== The records ==

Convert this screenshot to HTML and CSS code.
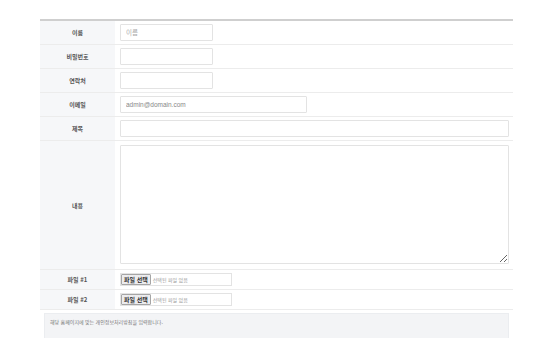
FILE: index.html
```html
<!DOCTYPE html>
<html lang="ko">
<head>
<meta charset="utf-8">
<link rel="stylesheet" href="styles.css">
</head>
<body>
<div class="wrap">
  <table class="form">
    <tr>
      <th>이름</th>
      <td><input class="inp short" type="text" placeholder="이름"></td>
    </tr>
    <tr>
      <th>비밀번호</th>
      <td><input class="inp short" type="password"></td>
    </tr>
    <tr>
      <th>연락처</th>
      <td><input class="inp short" type="text"></td>
    </tr>
    <tr>
      <th>이메일</th>
      <td><input class="inp mid" type="text" value="admin@domain.com"></td>
    </tr>
    <tr>
      <th>제목</th>
      <td><input class="inp full" type="text"></td>
    </tr>
    <tr class="tall">
      <th>내용</th>
      <td><textarea class="area"></textarea></td>
    </tr>
    <tr class="file-row">
      <th>파일 #1</th>
      <td><div class="file"><span class="file-btn">파일 선택</span><span class="file-txt">선택된 파일 없음</span></div></td>
    </tr>
    <tr class="file-row">
      <th>파일 #2</th>
      <td><div class="file"><span class="file-btn">파일 선택</span><span class="file-txt">선택된 파일 없음</span></div></td>
    </tr>
  </table>
  <div class="privacy">해당 홈페이지에 맞는 개인정보처리방침을 입력합니다.</div>
</div>
</body>
</html>
```

FILE: styles.css
```css
html, body {
  margin: 0;
  padding: 0;
  background: #fff;
}
body {
  font-family: "Noto Sans CJK KR", "Noto Sans", sans-serif;
  color: #333;
  overflow: hidden;
}
.wrap {
  width: 473px;
  margin: 19px 0 0 40px;
}
.form {
  width: 100%;
  border-collapse: collapse;
  border-top: 2px solid #cfcfcf;
}
.form th,
.form td {
  border-bottom: 1px solid #ececec;
  padding: 0;
  height: 23px;
}
.form th {
  width: 76px;
  background: #f6f7f9;
  font-size: 6px;
  font-weight: 700;
  color: #555;
  text-align: center;
}
.form td {
  padding-left: 5px;
  padding-right: 4px;
}
.inp {
  display: block;
  box-sizing: border-box;
  height: 17px;
  border: 1px solid #e3e3e3;
  border-radius: 1px;
  padding: 0 5px;
  font-family: "Liberation Sans", "Noto Sans CJK KR", sans-serif;
  font-size: 6.5px;
  color: #888;
  background: #fff;
  outline: none;
}
.inp::placeholder { color: #aaa; }
.short { width: 93px; }
.mid { width: 187px; }
.full { width: 389px; }
.tall th { height: 128px; }
.tall td { height: 124px; vertical-align: top; padding-top: 4px; }
.area {
  display: block;
  box-sizing: border-box;
  width: 389px;
  height: 119px;
  border: 1px solid #e3e3e3;
  border-radius: 1px;
  margin: 0;
  outline: none;
}
.file-row th, .file-row td { height: 19px; }
.file {
  display: flex;
  align-items: center;
  box-sizing: border-box;
  width: 112px;
  height: 13px;
  border: 1px solid #e3e3e3;
  gap: 2px;
}
.file-btn {
  box-sizing: border-box;
  height: 11px;
  line-height: 9px;
  padding: 0 2px;
  border: 1px solid #a5a5a5;
  border-radius: 1px;
  background: #ececee;
  font-size: 6px;
  font-weight: 700;
  color: #333;
}
.file-txt {
  font-size: 5px;
  color: #999;
}
.privacy {
  box-sizing: border-box;
  margin: 3px 4px 0 4px;
  height: 26px;
  background: #f3f4f6;
  border: 1px solid #ebedf0;
  border-bottom: 0;
  padding: 4px 5px;
  font-size: 5px;
  color: #777;
}
```
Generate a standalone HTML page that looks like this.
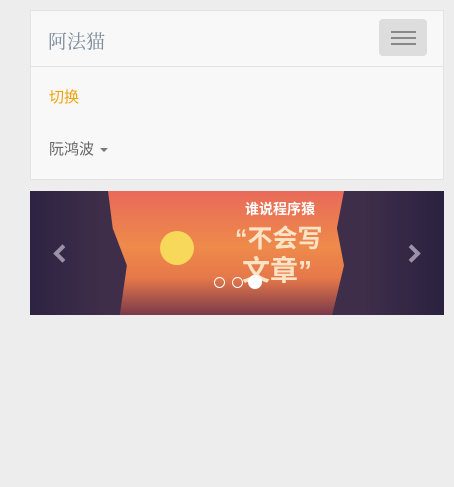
<!DOCTYPE html>
<html><head><meta charset="utf-8"><style>
body{margin:0;background:#ededed;width:454px;height:487px;overflow:hidden;font-family:"Liberation Sans","Noto Sans CJK SC",sans-serif}
.nav{position:absolute;left:30px;top:10px;width:412px;height:168px;background:#f8f8f8;border:1px solid #e3e3e3}
.brand{position:absolute;left:17px;top:16px;font-size:19px;color:#7a8a99;font-family:"Noto Serif CJK SC",serif}
.tog{position:absolute;left:348px;top:8px;width:48px;height:37px;background:#ddd;border-radius:4px}
.tog i{position:absolute;left:12px;width:25px;height:2px;background:#888}
.hr{position:absolute;left:0;top:55px;width:412px;height:1px;background:#e3e3e3}
.a{position:absolute;left:18px;top:75px;font-size:15px;color:#f0a30a}
.b{position:absolute;left:18px;top:127px;font-size:15px;color:#666}
.caret{display:inline-block;margin-left:6px;vertical-align:middle;border-left:4px solid transparent;border-right:4px solid transparent;border-top:4px solid #777}
.ban{position:absolute;left:30px;top:191px;width:414px;height:124px;overflow:hidden;background:linear-gradient(90deg,#2d2342 0%,#3f2e4a 18%,#3f2e4a 80%,#2a2240 100%)}
.c{position:absolute;left:78px;top:0;width:236px;height:124px;background:linear-gradient(180deg,#e86a5a 0%,#ee8a4a 45%,#e6784a 70%,#7a3a4a 100%);clip-path:polygon(0 0,100% 0,97% 30%,100% 60%,95% 100%,5% 100%,8% 60%,2% 30%)}
.sun{position:absolute;left:130px;top:40px;width:34px;height:34px;border-radius:50%;background:#f7d85a}
.t1{position:absolute;left:215px;top:8px;color:#fff;font-size:14px;font-weight:bold}
.t2{position:absolute;left:205px;top:28px;color:#fbe3c6;font-size:25px;font-weight:bold}
.t3{position:absolute;left:212px;top:58px;color:#fbe3c6;font-size:28px;font-weight:bold}
.arr{position:absolute;top:56px;width:9px;height:9px;border-top:4px solid #9a93a8;border-left:4px solid #9a93a8}
.d{position:absolute;top:86px;width:9px;height:9px;border:1px solid #fff;border-radius:50%}
</style></head><body>
<div class="nav">
<div class="brand">阿法猫</div>
<div class="tog"><i style="top:12px"></i><i style="top:18px"></i><i style="top:24px"></i></div>
<div class="hr"></div>
<div class="a">切换</div>
<div class="b">阮鸿波<span class="caret"></span></div>
</div>
<div class="ban">
<div class="c"></div>
<div class="sun"></div>
<div class="t1">谁说程序猿</div>
<div class="t2">“不会写</div>
<div class="t3">文章”</div>
<div class="arr" style="left:26px;transform:rotate(-45deg)"></div>
<div class="arr" style="left:375px;transform:rotate(135deg)"></div>
<div class="d" style="left:184px"></div>
<div class="d" style="left:202px"></div>
<div class="d" style="left:218px;width:12px;height:12px;top:84px;background:#fff"></div>
</div>
</body></html>
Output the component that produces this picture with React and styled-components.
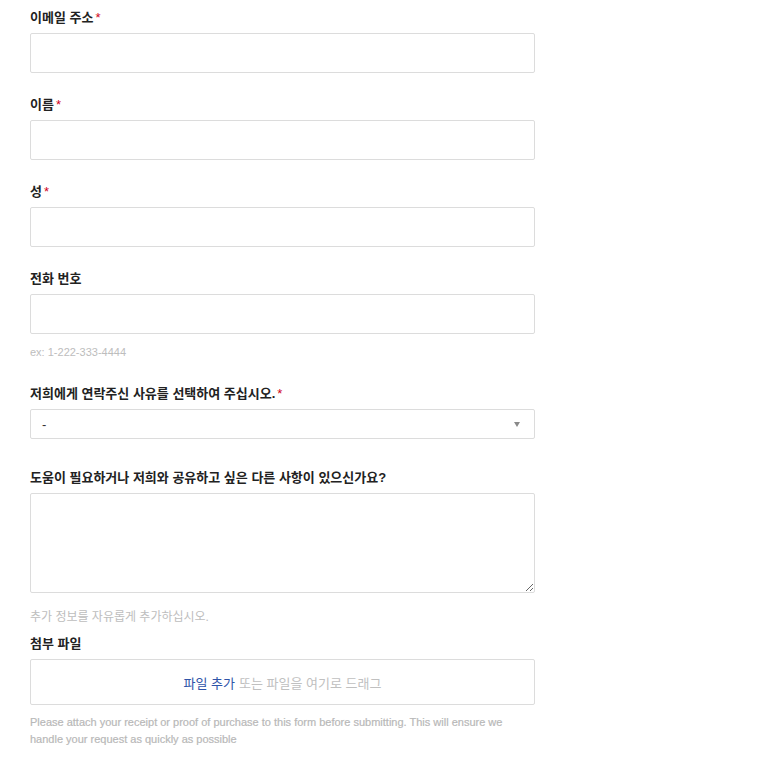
import React from "react";
import styled, { createGlobalStyle } from "styled-components";

const Global = createGlobalStyle`
  html, body { margin: 0; padding: 0; background: #fff; }
  body { font-family: "Liberation Sans", "Noto Sans CJK KR", sans-serif; color: #222; }
  * { box-sizing: border-box; }
`;

const Form = styled.form`
  width: 535px;
  padding: 8px 0 0 30px;
  display: flex;
  flex-direction: column;
`;

const Field = styled.div`
  display: flex;
  flex-direction: column;
  margin-bottom: ${(p) => p.$mb ?? 22}px;
`;

const Label = styled.label`
  font-size: 13px;
  line-height: 16px;
  padding-top: 2px;
  font-weight: 700;
  color: #222;
  margin-bottom: 7px;
`;

const Req = styled.span`
  color: #d0021b;
  margin-left: 2px;
  font-weight: 400;
`;

const Input = styled.input`
  height: 40px;
  width: 100%;
  border: 1px solid #dcdcdc;
  border-radius: 2px;
  padding: 0 10px;
  font: inherit;
  font-size: 13px;
  outline: none;
`;

const SelectBox = styled.div`
  position: relative;
  height: 30px;
  border: 1px solid #dcdcdc;
  border-radius: 2px;
  display: flex;
  align-items: center;
  justify-content: space-between;
  padding: 0 14px 0 11px;
  font-size: 13px;
  color: #333;
`;

const Caret = styled.span`
  width: 0;
  height: 0;
  border-left: 3px solid transparent;
  border-right: 3px solid transparent;
  border-top: 5px solid #8a8a8a;
`;

const TextArea = styled.textarea`
  height: 100px;
  width: 100%;
  border: 1px solid #dcdcdc;
  border-radius: 2px;
  padding: 8px 10px;
  font: inherit;
  font-size: 13px;
  outline: none;
  resize: vertical;
  display: block;
`;

const Hint = styled.div`
  font-size: ${(p) => p.$fs ?? 11}px;
  line-height: 15px;
  color: #bdbdbd;
  margin-top: ${(p) => p.$mt ?? 11}px;
`;

const Drop = styled.div`
  height: 46px;
  border: 1px solid #dcdcdc;
  border-radius: 2px;
  display: flex;
  align-items: center;
  justify-content: center;
  font-size: 13px;
  color: #c0c0c0;
  gap: 4px;
`;

const Link = styled.span`
  color: #2f54a8;
`;

const Note = styled.p`
  margin: 9px 0 0;
  font-size: 11px;
  line-height: 17px;
  color: #b8b8b8;
  font-weight: 400;
  -webkit-text-stroke: 0.2px #b8b8b8;
`;

export default function App() {
  return (
    <>
      <Global />
      <Form onSubmit={(e) => e.preventDefault()}>
        <Field>
          <Label>이메일 주소<Req>*</Req></Label>
          <Input type="email" />
        </Field>
        <Field>
          <Label>이름<Req>*</Req></Label>
          <Input type="text" />
        </Field>
        <Field>
          <Label>성<Req>*</Req></Label>
          <Input type="text" />
        </Field>
        <Field $mb={24}>
          <Label>전화 번호</Label>
          <Input type="tel" />
          <Hint>ex: 1-222-333-4444</Hint>
        </Field>
        <Field $mb={29}>
          <Label>저희에게 연락주신 사유를 선택하여 주십시오.<Req>*</Req></Label>
          <SelectBox>
            <span>-</span>
            <Caret />
          </SelectBox>
        </Field>
        <Field $mb={9}>
          <Label>도움이 필요하거나 저희와 공유하고 싶은 다른 사항이 있으신가요?</Label>
          <TextArea />
          <Hint $mt={17} $fs={12}>추가 정보를 자유롭게 추가하십시오.</Hint>
        </Field>
        <Field $mb={0}>
          <Label>첨부 파일</Label>
          <Drop>
            <Link>파일 추가</Link>
            <span>또는 파일을 여기로 드래그</span>
          </Drop>
          <Note>
            Please attach your receipt or proof of purchase to this form before submitting. This will ensure we handle your request as quickly as possible
          </Note>
        </Field>
      </Form>
    </>
  );
}
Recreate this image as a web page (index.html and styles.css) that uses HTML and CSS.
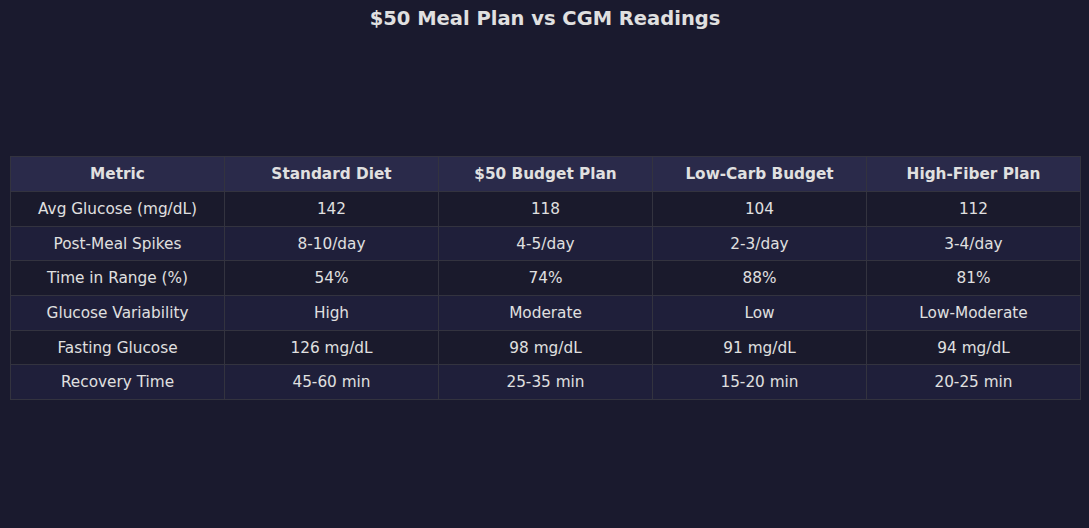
FILE: index.html
```html
<!DOCTYPE html>
<html>
<head>
<meta charset="utf-8">
<link rel="stylesheet" href="styles.css">
</head>
<body>
<div class="page">
  <h1 class="title">$50 Meal Plan vs CGM Readings</h1>
  <table class="grid">
    <thead>
      <tr><th>Metric</th><th>Standard Diet</th><th>$50 Budget Plan</th><th>Low-Carb Budget</th><th>High-Fiber Plan</th></tr>
    </thead>
    <tbody>
      <tr class="odd"><td>Avg Glucose (mg/dL)</td><td>142</td><td>118</td><td>104</td><td>112</td></tr>
      <tr class="even"><td>Post-Meal Spikes</td><td>8-10/day</td><td>4-5/day</td><td>2-3/day</td><td>3-4/day</td></tr>
      <tr class="odd"><td>Time in Range (%)</td><td>54%</td><td>74%</td><td>88%</td><td>81%</td></tr>
      <tr class="even"><td>Glucose Variability</td><td>High</td><td>Moderate</td><td>Low</td><td>Low-Moderate</td></tr>
      <tr class="odd"><td>Fasting Glucose</td><td>126 mg/dL</td><td>98 mg/dL</td><td>91 mg/dL</td><td>94 mg/dL</td></tr>
      <tr class="even"><td>Recovery Time</td><td>45-60 min</td><td>25-35 min</td><td>15-20 min</td><td>20-25 min</td></tr>
    </tbody>
  </table>
</div>
</body>
</html>
```
FILE: styles.css
```css
html, body {
  margin: 0;
  padding: 0;
  background: #1a1a2e;
  width: 1089px;
  height: 528px;
  overflow: hidden;
}
.page {
  font-family: "DejaVu Sans", sans-serif;
  color: #e0e0e0;
  padding: 0 9px 0 10px;
}
.title {
  margin: 0;
  padding-top: 7px;
  height: 156px;
  box-sizing: border-box;
  font-size: 19.5px;
  line-height: 24px;
  font-weight: bold;
  text-align: center;
  color: #e0e0e0;
}
.grid {
  width: 1071px;
  border-collapse: collapse;
  table-layout: fixed;
  font-size: 15.3px;
}
.grid tr {
  height: 34.7px;
}
.grid thead tr {
  height: 35px;
}
.grid th, .grid td {
  border: 1px solid #33333f;
  text-align: center;
  padding: 0;
  vertical-align: middle;
  line-height: 18px;
}
.grid th {
  background: #2a2a4a;
  font-weight: bold;
}
.grid tr.odd td { background: #1a1a2c; }
.grid tr.even td { background: #1f1f3a; }
```
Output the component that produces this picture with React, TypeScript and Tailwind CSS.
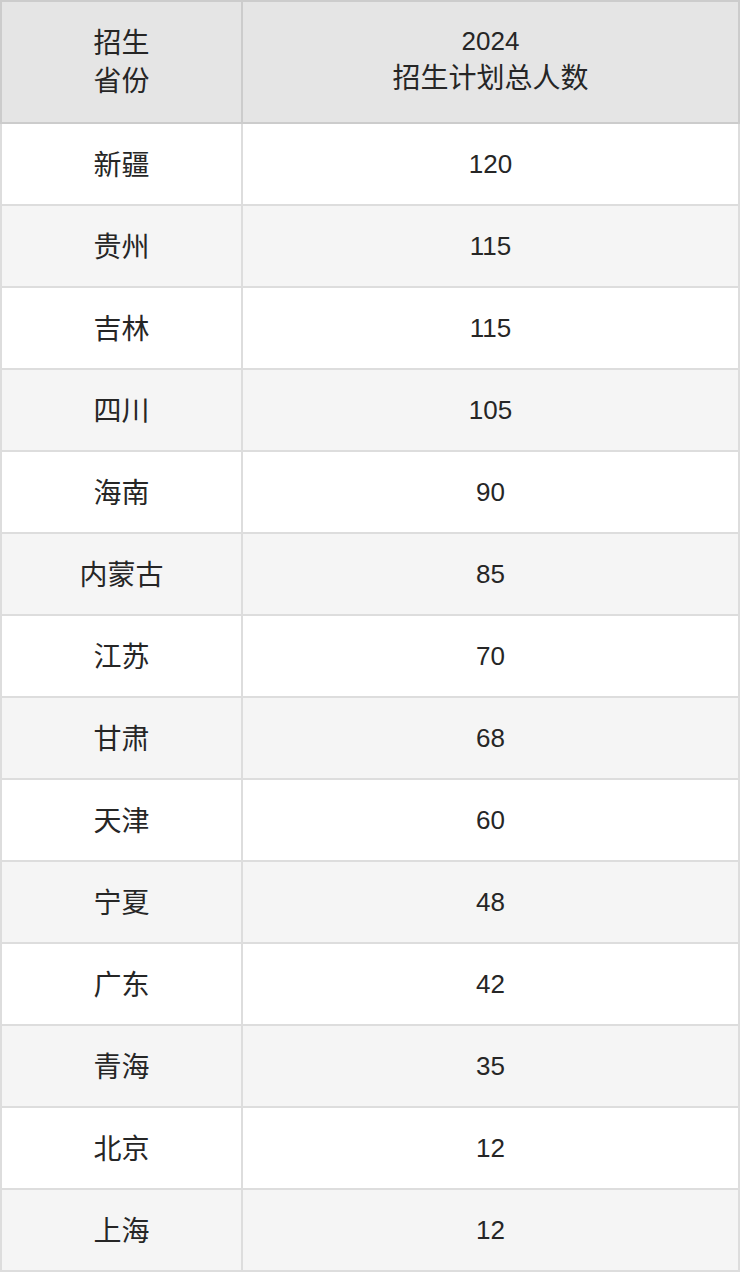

===

> [Exercise] Lines holding the word "produces" in the entries above are the ones to pull out. Copy them all.

> [Full output]
Output the component that produces this picture with React and styled-components.
Output the component that produces this picture with React, TypeScript and Tailwind CSS.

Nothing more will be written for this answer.